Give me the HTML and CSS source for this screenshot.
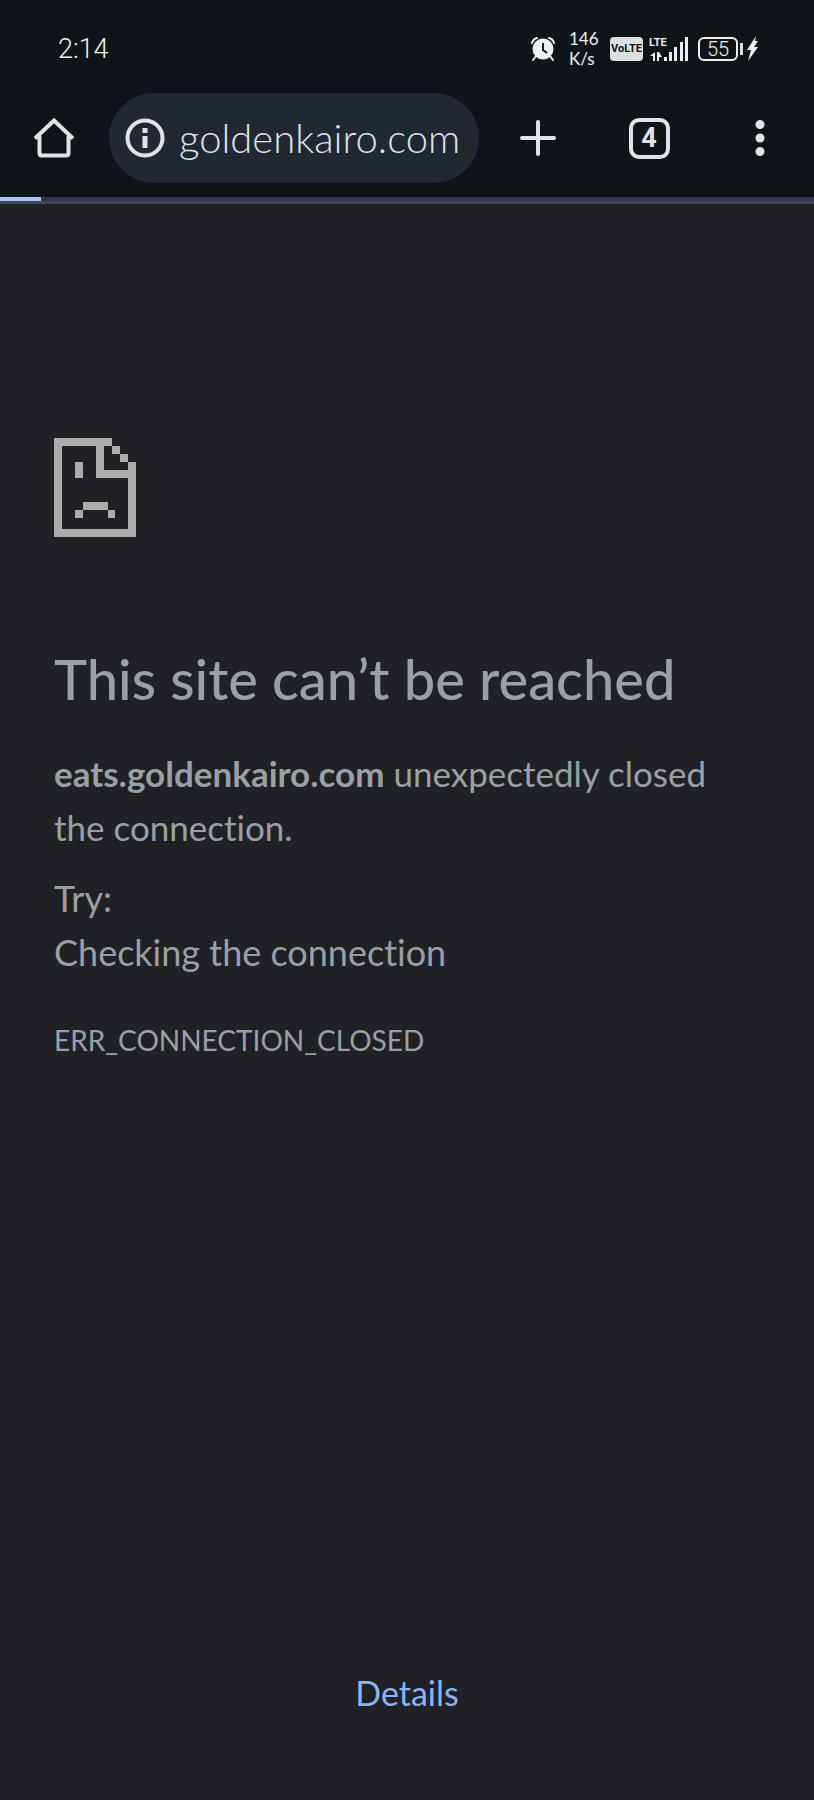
FILE: index.html
```
<!DOCTYPE html>
<html lang="en">
<head>
<meta charset="utf-8">
<meta name="viewport" content="width=device-width, initial-scale=1">
<title>goldenkairo.com</title>
<link rel="stylesheet" href="styles.css">
</head>
<body>
<header class="chrome">
  <div class="status">
    <time class="clock">2:14</time>
    <div class="indicators">
      <svg class="alarm" width="24" height="24" viewBox="0 0 24 24" aria-hidden="true">
        <circle cx="12" cy="12" r="10.500" fill="#eef1f4"/>
        <path d="M1 6Q2 2 6 1M18 1q4 1 5 5M5 19l-3 4M19 19l3 4" fill="none" stroke="#eef1f4" stroke-width="2" stroke-linecap="round"/>
        <path d="M12 6v7l4 3" fill="none" stroke="#0f1418" stroke-width="2"/>
      </svg>
      <div class="speed"><span>146</span><span>K/s</span></div>
      <span class="volte">VoLTE</span>
      <div class="signal">
        <span class="lte">LTE</span>
        <svg width="40" height="24" viewBox="0 0 40 24" aria-hidden="true">
          <g fill="#eef1f4">
            <path d="M15 20h3v4h-3zM20 15h3v9h-3zM25 10h3v14h-3zM31 5h3v19h-3zM36 0h3v24h-3z"/>
            <path d="M6 15v9H4v-5H1zM8 15h2l3 5h-3v4H8z"/>
          </g>
        </svg>
      </div>
      <div class="battery">
        <span class="level">55</span>
        <span class="cap"></span>
        <svg width="12" height="26" viewBox="0 0 12 26" aria-hidden="true"><path d="M9 0L0 14h4L1 25 11 11H7l4-6H8z" fill="#eef1f4"/></svg>
      </div>
    </div>
  </div>
  <nav class="toolbar">
    <button class="tool" aria-label="Home">
      <svg width="42" height="42" viewBox="0 0 42 42" aria-hidden="true"><path d="M2 21.500L21 3.500 40 21.500M6.500 19v17q0 2.500 2.500 2.500h24q2.500 0 2.500-2.500V19" fill="none" stroke="#e3e2e9" stroke-width="4"/></svg>
    </button>
    <div class="omnibox">
      <button class="info" aria-label="Site information">
        <svg width="40" height="40" viewBox="0 0 40 40" aria-hidden="true"><circle cx="20" cy="20" r="17.500" fill="none" stroke="#e3e2e9" stroke-width="4"/><path d="M17.500 10h5v5h-5zM17.500 18h5v12h-5z" fill="#e3e2e9"/></svg>
      </button>
      <input class="url" type="text" aria-label="Address" value="goldenkairo.com">
    </div>
    <div class="actions">
      <button class="tool" aria-label="New tab">
        <svg width="36" height="36" viewBox="0 0 36 36" aria-hidden="true"><path d="M18 2v32M2 18h32" stroke="#e3e2e9" stroke-width="4" stroke-linecap="round"/></svg>
      </button>
      <button class="tool" aria-label="Switch tabs"><span class="tabs">4</span></button>
      <button class="tool" aria-label="Menu">
        <svg width="10" height="36" viewBox="0 0 10 36" aria-hidden="true"><g fill="#e3e2e9"><circle cx="5" cy="4.500" r="4.500"/><circle cx="5" cy="18" r="4.500"/><circle cx="5" cy="31.500" r="4.500"/></g></svg>
      </button>
    </div>
  </nav>
  <div class="progress" role="progressbar" aria-label="Loading" aria-valuenow="5" aria-valuemin="0" aria-valuemax="100"><div class="bar" style="width:5%"></div></div>
</header>
<main class="error">
  <svg class="sad" width="82" height="99" viewBox="0 0 82 99" shape-rendering="crispEdges" aria-hidden="true">
    <path fill="#acacac" d="M0 0h58v8h8v8h8v8h8v75H0zM8 8v83h66V40H42V8zM50 8v24h24v-8h-8v-8h-8V8zM21 24h8v16h-8zM29 64h25v8h7v8h-7v-8H29v8h-8v-8h8z" fill-rule="evenodd"/>
  </svg>
  <h1 class="title">This site can’t be reached</h1>
  <p class="text"><strong>eats.goldenkairo.com</strong> unexpectedly closed the connection.</p>
  <div class="tips">
    <p class="try">Try:</p>
    <ul class="list"><li>Checking the connection</li></ul>
  </div>
  <p class="code">ERR_CONNECTION_CLOSED</p>
  <button class="details">Details</button>
</main>
</body>
</html>
```
FILE: styles.css
```
* { box-sizing: border-box; }
body {
  margin: 0;
  min-height: 100vh;
  display: flex;
  flex-direction: column;
  background: #202125;
  color: #9aa0a6;
  font-family: Lato, "Noto Sans", sans-serif;
  font-variant-ligatures: none;
}
button {
  border: 0;
  padding: 0;
  background: none;
  color: inherit;
  font: inherit;
  cursor: pointer;
}
svg { display: block; }
h1, p, ul { margin: 0; padding: 0; }

.chrome { background: #0f1418; color: #eef1f4; }
.status {
  display: flex;
  justify-content: space-between;
  align-items: center;
  height: 93px;
  padding: 4px 55px 0 58px;
}
.clock { font: 300 27px/32px Roboto, sans-serif; }
.indicators { display: flex; align-items: center; }
.speed {
  display: flex;
  flex-direction: column;
  width: 28px;
  margin-left: 14px;
  font: 17px/20px Lato, sans-serif;
}
.volte {
  width: 33px;
  margin-left: 13px;
  border-radius: 4px;
  background: #dcdfe2;
  color: #0f1418;
  font: bold 11px/24px Roboto, sans-serif;
  text-align: center;
}
.signal { position: relative; margin-left: 6px; }
.lte {
  position: absolute;
  top: 0;
  left: 0;
  font: bold 11px/12px Roboto, sans-serif;
}
.battery { display: flex; align-items: center; margin-left: 9px; }
.level {
  width: 40px;
  border: 2px solid #eef1f4;
  border-radius: 6px;
  font: 300 20px/20px Roboto, sans-serif;
  text-align: center;
}
.cap { width: 3px; height: 12px; margin: 0 4px 0 2px; background: #dcdfe2; }

.toolbar { display: flex; align-items: center; padding: 0 14px 14px; }
.tool {
  display: flex;
  flex: none;
  justify-content: center;
  align-items: center;
  width: 80px;
  height: 80px;
}
.omnibox {
  display: flex;
  flex: 1;
  align-items: center;
  gap: 14px;
  min-width: 0;
  height: 90px;
  margin: 0 19px 0 15px;
  padding: 0 10px 0 16px;
  border-radius: 45px;
  background: #212832;
}
.info { flex: none; }
.url {
  flex: 1;
  min-width: 0;
  border: 0;
  padding: 0;
  outline: 0;
  background: none;
  color: #dfe3ea;
  font: 300 40px/48px Lato, sans-serif;
}
.actions { display: flex; gap: 31px; }
.tabs {
  width: 41px;
  height: 41px;
  border: 4px solid #e3e2e9;
  border-radius: 10px;
  color: #e3e2e9;
  font: bold 27px/33px Roboto, sans-serif;
}
.progress { height: 7px; border-bottom: 3px solid #444650; background: #303848; }
.bar { height: 4px; background: #a8c7fa; }

.error {
  display: flex;
  flex: 1;
  flex-direction: column;
  padding: 234px 54px 80px;
  font-size: 36px;
  line-height: 54px;
}
.title { margin-top: 110px; font-size: 56px; font-weight: 500; line-height: 64px; }
.text { margin-top: 35px; font-size: 35px; }
.tips { margin-top: 17px; }
.list { list-style: none; }
.code { margin-top: 34px; font-size: 28px; }
.details {
  align-self: center;
  margin-top: auto;
  color: #8ab4f8;
  font-size: 34px;
}
```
+ + +
Written instruction » Copy out all the data without changing anything, and drop the pictures.

Output »
Give me the HTML and CSS source for this screenshot.
FILE: index.html
```
<!DOCTYPE html>
<html lang="en">
<head>
<meta charset="utf-8">
<meta name="viewport" content="width=device-width, initial-scale=1">
<title>goldenkairo.com</title>
<link rel="stylesheet" href="styles.css">
</head>
<body>
<header class="chrome">
  <div class="status">
    <time class="clock">2:14</time>
    <div class="indicators">
      <svg class="alarm" width="24" height="24" viewBox="0 0 24 24" aria-hidden="true">
        <circle cx="12" cy="12" r="10.500" fill="#eef1f4"/>
        <path d="M1 6Q2 2 6 1M18 1q4 1 5 5M5 19l-3 4M19 19l3 4" fill="none" stroke="#eef1f4" stroke-width="2" stroke-linecap="round"/>
        <path d="M12 6v7l4 3" fill="none" stroke="#0f1418" stroke-width="2"/>
      </svg>
      <div class="speed"><span>146</span><span>K/s</span></div>
      <span class="volte">VoLTE</span>
      <div class="signal">
        <span class="lte">LTE</span>
        <svg width="40" height="24" viewBox="0 0 40 24" aria-hidden="true">
          <g fill="#eef1f4">
            <path d="M15 20h3v4h-3zM20 15h3v9h-3zM25 10h3v14h-3zM31 5h3v19h-3zM36 0h3v24h-3z"/>
            <path d="M6 15v9H4v-5H1zM8 15h2l3 5h-3v4H8z"/>
          </g>
        </svg>
      </div>
      <div class="battery">
        <span class="level">55</span>
        <span class="cap"></span>
        <svg width="12" height="26" viewBox="0 0 12 26" aria-hidden="true"><path d="M9 0L0 14h4L1 25 11 11H7l4-6H8z" fill="#eef1f4"/></svg>
      </div>
    </div>
  </div>
  <nav class="toolbar">
    <button class="tool" aria-label="Home">
      <svg width="42" height="42" viewBox="0 0 42 42" aria-hidden="true"><path d="M2 21.500L21 3.500 40 21.500M6.500 19v17q0 2.500 2.500 2.500h24q2.500 0 2.500-2.500V19" fill="none" stroke="#e3e2e9" stroke-width="4"/></svg>
    </button>
    <div class="omnibox">
      <button class="info" aria-label="Site information">
        <svg width="40" height="40" viewBox="0 0 40 40" aria-hidden="true"><circle cx="20" cy="20" r="17.500" fill="none" stroke="#e3e2e9" stroke-width="4"/><path d="M17.500 10h5v5h-5zM17.500 18h5v12h-5z" fill="#e3e2e9"/></svg>
      </button>
      <input class="url" type="text" aria-label="Address" value="goldenkairo.com">
    </div>
    <div class="actions">
      <button class="tool" aria-label="New tab">
        <svg width="36" height="36" viewBox="0 0 36 36" aria-hidden="true"><path d="M18 2v32M2 18h32" stroke="#e3e2e9" stroke-width="4" stroke-linecap="round"/></svg>
      </button>
      <button class="tool" aria-label="Switch tabs"><span class="tabs">4</span></button>
      <button class="tool" aria-label="Menu">
        <svg width="10" height="36" viewBox="0 0 10 36" aria-hidden="true"><g fill="#e3e2e9"><circle cx="5" cy="4.500" r="4.500"/><circle cx="5" cy="18" r="4.500"/><circle cx="5" cy="31.500" r="4.500"/></g></svg>
      </button>
    </div>
  </nav>
  <div class="progress" role="progressbar" aria-label="Loading" aria-valuenow="5" aria-valuemin="0" aria-valuemax="100"><div class="bar" style="width:5%"></div></div>
</header>
<main class="error">
  <svg class="sad" width="82" height="99" viewBox="0 0 82 99" shape-rendering="crispEdges" aria-hidden="true">
    <path fill="#acacac" d="M0 0h58v8h8v8h8v8h8v75H0zM8 8v83h66V40H42V8zM50 8v24h24v-8h-8v-8h-8V8zM21 24h8v16h-8zM29 64h25v8h7v8h-7v-8H29v8h-8v-8h8z" fill-rule="evenodd"/>
  </svg>
  <h1 class="title">This site can’t be reached</h1>
  <p class="text"><strong>eats.goldenkairo.com</strong> unexpectedly closed the connection.</p>
  <div class="tips">
    <p class="try">Try:</p>
    <ul class="list"><li>Checking the connection</li></ul>
  </div>
  <p class="code">ERR_CONNECTION_CLOSED</p>
  <button class="details">Details</button>
</main>
</body>
</html>
```
FILE: styles.css
```
* { box-sizing: border-box; }
body {
  margin: 0;
  min-height: 100vh;
  display: flex;
  flex-direction: column;
  background: #202125;
  color: #9aa0a6;
  font-family: Lato, "Noto Sans", sans-serif;
  font-variant-ligatures: none;
}
button {
  border: 0;
  padding: 0;
  background: none;
  color: inherit;
  font: inherit;
  cursor: pointer;
}
svg { display: block; }
h1, p, ul { margin: 0; padding: 0; }

.chrome { background: #0f1418; color: #eef1f4; }
.status {
  display: flex;
  justify-content: space-between;
  align-items: center;
  height: 93px;
  padding: 4px 55px 0 58px;
}
.clock { font: 300 27px/32px Roboto, sans-serif; }
.indicators { display: flex; align-items: center; }
.speed {
  display: flex;
  flex-direction: column;
  width: 28px;
  margin-left: 14px;
  font: 17px/20px Lato, sans-serif;
}
.volte {
  width: 33px;
  margin-left: 13px;
  border-radius: 4px;
  background: #dcdfe2;
  color: #0f1418;
  font: bold 11px/24px Roboto, sans-serif;
  text-align: center;
}
.signal { position: relative; margin-left: 6px; }
.lte {
  position: absolute;
  top: 0;
  left: 0;
  font: bold 11px/12px Roboto, sans-serif;
}
.battery { display: flex; align-items: center; margin-left: 9px; }
.level {
  width: 40px;
  border: 2px solid #eef1f4;
  border-radius: 6px;
  font: 300 20px/20px Roboto, sans-serif;
  text-align: center;
}
.cap { width: 3px; height: 12px; margin: 0 4px 0 2px; background: #dcdfe2; }

.toolbar { display: flex; align-items: center; padding: 0 14px 14px; }
.tool {
  display: flex;
  flex: none;
  justify-content: center;
  align-items: center;
  width: 80px;
  height: 80px;
}
.omnibox {
  display: flex;
  flex: 1;
  align-items: center;
  gap: 14px;
  min-width: 0;
  height: 90px;
  margin: 0 19px 0 15px;
  padding: 0 10px 0 16px;
  border-radius: 45px;
  background: #212832;
}
.info { flex: none; }
.url {
  flex: 1;
  min-width: 0;
  border: 0;
  padding: 0;
  outline: 0;
  background: none;
  color: #dfe3ea;
  font: 300 40px/48px Lato, sans-serif;
}
.actions { display: flex; gap: 31px; }
.tabs {
  width: 41px;
  height: 41px;
  border: 4px solid #e3e2e9;
  border-radius: 10px;
  color: #e3e2e9;
  font: bold 27px/33px Roboto, sans-serif;
}
.progress { height: 7px; border-bottom: 3px solid #444650; background: #303848; }
.bar { height: 4px; background: #a8c7fa; }

.error {
  display: flex;
  flex: 1;
  flex-direction: column;
  padding: 234px 54px 80px;
  font-size: 36px;
  line-height: 54px;
}
.title { margin-top: 110px; font-size: 56px; font-weight: 500; line-height: 64px; }
.text { margin-top: 35px; font-size: 35px; }
.tips { margin-top: 17px; }
.list { list-style: none; }
.code { margin-top: 34px; font-size: 28px; }
.details {
  align-self: center;
  margin-top: auto;
  color: #8ab4f8;
  font-size: 34px;
}
```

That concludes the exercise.